╭─ SOURCE EXCERPT

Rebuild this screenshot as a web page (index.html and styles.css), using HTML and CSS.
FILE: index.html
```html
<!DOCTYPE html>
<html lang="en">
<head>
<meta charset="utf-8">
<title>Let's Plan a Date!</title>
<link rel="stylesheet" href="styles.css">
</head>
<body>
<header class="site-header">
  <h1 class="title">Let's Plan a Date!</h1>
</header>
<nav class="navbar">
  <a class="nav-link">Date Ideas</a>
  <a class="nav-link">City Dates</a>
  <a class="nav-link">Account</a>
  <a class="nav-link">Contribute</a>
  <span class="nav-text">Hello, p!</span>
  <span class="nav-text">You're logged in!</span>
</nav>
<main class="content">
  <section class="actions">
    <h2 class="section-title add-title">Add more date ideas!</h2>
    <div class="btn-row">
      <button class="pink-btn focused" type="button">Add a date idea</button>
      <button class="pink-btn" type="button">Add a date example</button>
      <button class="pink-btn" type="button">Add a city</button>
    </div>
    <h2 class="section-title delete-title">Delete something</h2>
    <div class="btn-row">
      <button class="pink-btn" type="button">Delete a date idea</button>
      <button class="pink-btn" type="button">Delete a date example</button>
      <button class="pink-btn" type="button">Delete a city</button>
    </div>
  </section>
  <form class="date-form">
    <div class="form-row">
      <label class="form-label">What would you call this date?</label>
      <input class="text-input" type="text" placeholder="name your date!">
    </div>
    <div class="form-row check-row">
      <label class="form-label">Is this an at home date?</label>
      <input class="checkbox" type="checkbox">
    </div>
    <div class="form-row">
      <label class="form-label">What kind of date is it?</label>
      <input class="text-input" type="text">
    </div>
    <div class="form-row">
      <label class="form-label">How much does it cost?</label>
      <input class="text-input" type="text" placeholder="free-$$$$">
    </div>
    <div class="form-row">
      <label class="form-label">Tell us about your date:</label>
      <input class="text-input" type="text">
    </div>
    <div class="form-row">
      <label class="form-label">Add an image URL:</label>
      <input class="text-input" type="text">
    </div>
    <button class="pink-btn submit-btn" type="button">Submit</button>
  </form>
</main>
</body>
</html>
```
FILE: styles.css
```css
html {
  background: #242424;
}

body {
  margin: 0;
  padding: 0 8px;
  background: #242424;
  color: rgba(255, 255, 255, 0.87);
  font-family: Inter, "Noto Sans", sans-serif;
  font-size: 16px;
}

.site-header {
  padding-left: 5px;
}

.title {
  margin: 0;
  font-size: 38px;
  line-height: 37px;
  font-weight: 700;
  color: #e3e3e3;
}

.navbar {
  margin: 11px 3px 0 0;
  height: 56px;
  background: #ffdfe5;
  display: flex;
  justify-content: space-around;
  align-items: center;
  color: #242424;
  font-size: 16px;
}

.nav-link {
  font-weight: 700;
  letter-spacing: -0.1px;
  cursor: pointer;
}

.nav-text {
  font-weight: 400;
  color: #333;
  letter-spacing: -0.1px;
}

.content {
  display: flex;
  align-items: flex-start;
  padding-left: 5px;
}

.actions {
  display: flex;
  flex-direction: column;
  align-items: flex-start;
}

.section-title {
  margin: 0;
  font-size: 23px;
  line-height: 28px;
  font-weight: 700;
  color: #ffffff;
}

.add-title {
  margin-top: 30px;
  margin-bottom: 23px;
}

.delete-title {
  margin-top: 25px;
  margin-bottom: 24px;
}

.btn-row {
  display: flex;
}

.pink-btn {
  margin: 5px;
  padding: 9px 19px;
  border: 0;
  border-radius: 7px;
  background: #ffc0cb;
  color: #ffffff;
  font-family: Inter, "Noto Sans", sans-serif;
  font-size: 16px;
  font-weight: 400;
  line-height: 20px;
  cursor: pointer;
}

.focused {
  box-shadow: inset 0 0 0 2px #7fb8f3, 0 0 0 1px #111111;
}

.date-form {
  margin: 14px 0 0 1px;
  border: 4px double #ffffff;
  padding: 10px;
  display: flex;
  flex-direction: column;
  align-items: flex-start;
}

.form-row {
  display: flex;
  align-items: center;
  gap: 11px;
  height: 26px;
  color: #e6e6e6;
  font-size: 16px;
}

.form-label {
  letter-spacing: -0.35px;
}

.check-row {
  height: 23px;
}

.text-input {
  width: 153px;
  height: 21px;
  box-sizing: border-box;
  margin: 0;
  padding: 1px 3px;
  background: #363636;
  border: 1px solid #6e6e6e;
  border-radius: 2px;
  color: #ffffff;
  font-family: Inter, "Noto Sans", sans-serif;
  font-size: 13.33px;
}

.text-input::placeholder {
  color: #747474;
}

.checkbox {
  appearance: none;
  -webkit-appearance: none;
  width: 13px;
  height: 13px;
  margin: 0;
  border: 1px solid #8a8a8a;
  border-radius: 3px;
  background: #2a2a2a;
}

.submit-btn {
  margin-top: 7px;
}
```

╰─

> JOB:
Show the data once more, exactly as it was written.

> RESULT OF THE EXERCISE:
Rebuild this screenshot as a web page (index.html and styles.css), using HTML and CSS.
FILE: index.html
```html
<!DOCTYPE html>
<html lang="en">
<head>
<meta charset="utf-8">
<title>Let's Plan a Date!</title>
<link rel="stylesheet" href="styles.css">
</head>
<body>
<header class="site-header">
  <h1 class="title">Let's Plan a Date!</h1>
</header>
<nav class="navbar">
  <a class="nav-link">Date Ideas</a>
  <a class="nav-link">City Dates</a>
  <a class="nav-link">Account</a>
  <a class="nav-link">Contribute</a>
  <span class="nav-text">Hello, p!</span>
  <span class="nav-text">You're logged in!</span>
</nav>
<main class="content">
  <section class="actions">
    <h2 class="section-title add-title">Add more date ideas!</h2>
    <div class="btn-row">
      <button class="pink-btn focused" type="button">Add a date idea</button>
      <button class="pink-btn" type="button">Add a date example</button>
      <button class="pink-btn" type="button">Add a city</button>
    </div>
    <h2 class="section-title delete-title">Delete something</h2>
    <div class="btn-row">
      <button class="pink-btn" type="button">Delete a date idea</button>
      <button class="pink-btn" type="button">Delete a date example</button>
      <button class="pink-btn" type="button">Delete a city</button>
    </div>
  </section>
  <form class="date-form">
    <div class="form-row">
      <label class="form-label">What would you call this date?</label>
      <input class="text-input" type="text" placeholder="name your date!">
    </div>
    <div class="form-row check-row">
      <label class="form-label">Is this an at home date?</label>
      <input class="checkbox" type="checkbox">
    </div>
    <div class="form-row">
      <label class="form-label">What kind of date is it?</label>
      <input class="text-input" type="text">
    </div>
    <div class="form-row">
      <label class="form-label">How much does it cost?</label>
      <input class="text-input" type="text" placeholder="free-$$$$">
    </div>
    <div class="form-row">
      <label class="form-label">Tell us about your date:</label>
      <input class="text-input" type="text">
    </div>
    <div class="form-row">
      <label class="form-label">Add an image URL:</label>
      <input class="text-input" type="text">
    </div>
    <button class="pink-btn submit-btn" type="button">Submit</button>
  </form>
</main>
</body>
</html>
```
FILE: styles.css
```css
html {
  background: #242424;
}

body {
  margin: 0;
  padding: 0 8px;
  background: #242424;
  color: rgba(255, 255, 255, 0.87);
  font-family: Inter, "Noto Sans", sans-serif;
  font-size: 16px;
}

.site-header {
  padding-left: 5px;
}

.title {
  margin: 0;
  font-size: 38px;
  line-height: 37px;
  font-weight: 700;
  color: #e3e3e3;
}

.navbar {
  margin: 11px 3px 0 0;
  height: 56px;
  background: #ffdfe5;
  display: flex;
  justify-content: space-around;
  align-items: center;
  color: #242424;
  font-size: 16px;
}

.nav-link {
  font-weight: 700;
  letter-spacing: -0.1px;
  cursor: pointer;
}

.nav-text {
  font-weight: 400;
  color: #333;
  letter-spacing: -0.1px;
}

.content {
  display: flex;
  align-items: flex-start;
  padding-left: 5px;
}

.actions {
  display: flex;
  flex-direction: column;
  align-items: flex-start;
}

.section-title {
  margin: 0;
  font-size: 23px;
  line-height: 28px;
  font-weight: 700;
  color: #ffffff;
}

.add-title {
  margin-top: 30px;
  margin-bottom: 23px;
}

.delete-title {
  margin-top: 25px;
  margin-bottom: 24px;
}

.btn-row {
  display: flex;
}

.pink-btn {
  margin: 5px;
  padding: 9px 19px;
  border: 0;
  border-radius: 7px;
  background: #ffc0cb;
  color: #ffffff;
  font-family: Inter, "Noto Sans", sans-serif;
  font-size: 16px;
  font-weight: 400;
  line-height: 20px;
  cursor: pointer;
}

.focused {
  box-shadow: inset 0 0 0 2px #7fb8f3, 0 0 0 1px #111111;
}

.date-form {
  margin: 14px 0 0 1px;
  border: 4px double #ffffff;
  padding: 10px;
  display: flex;
  flex-direction: column;
  align-items: flex-start;
}

.form-row {
  display: flex;
  align-items: center;
  gap: 11px;
  height: 26px;
  color: #e6e6e6;
  font-size: 16px;
}

.form-label {
  letter-spacing: -0.35px;
}

.check-row {
  height: 23px;
}

.text-input {
  width: 153px;
  height: 21px;
  box-sizing: border-box;
  margin: 0;
  padding: 1px 3px;
  background: #363636;
  border: 1px solid #6e6e6e;
  border-radius: 2px;
  color: #ffffff;
  font-family: Inter, "Noto Sans", sans-serif;
  font-size: 13.33px;
}

.text-input::placeholder {
  color: #747474;
}

.checkbox {
  appearance: none;
  -webkit-appearance: none;
  width: 13px;
  height: 13px;
  margin: 0;
  border: 1px solid #8a8a8a;
  border-radius: 3px;
  background: #2a2a2a;
}

.submit-btn {
  margin-top: 7px;
}
```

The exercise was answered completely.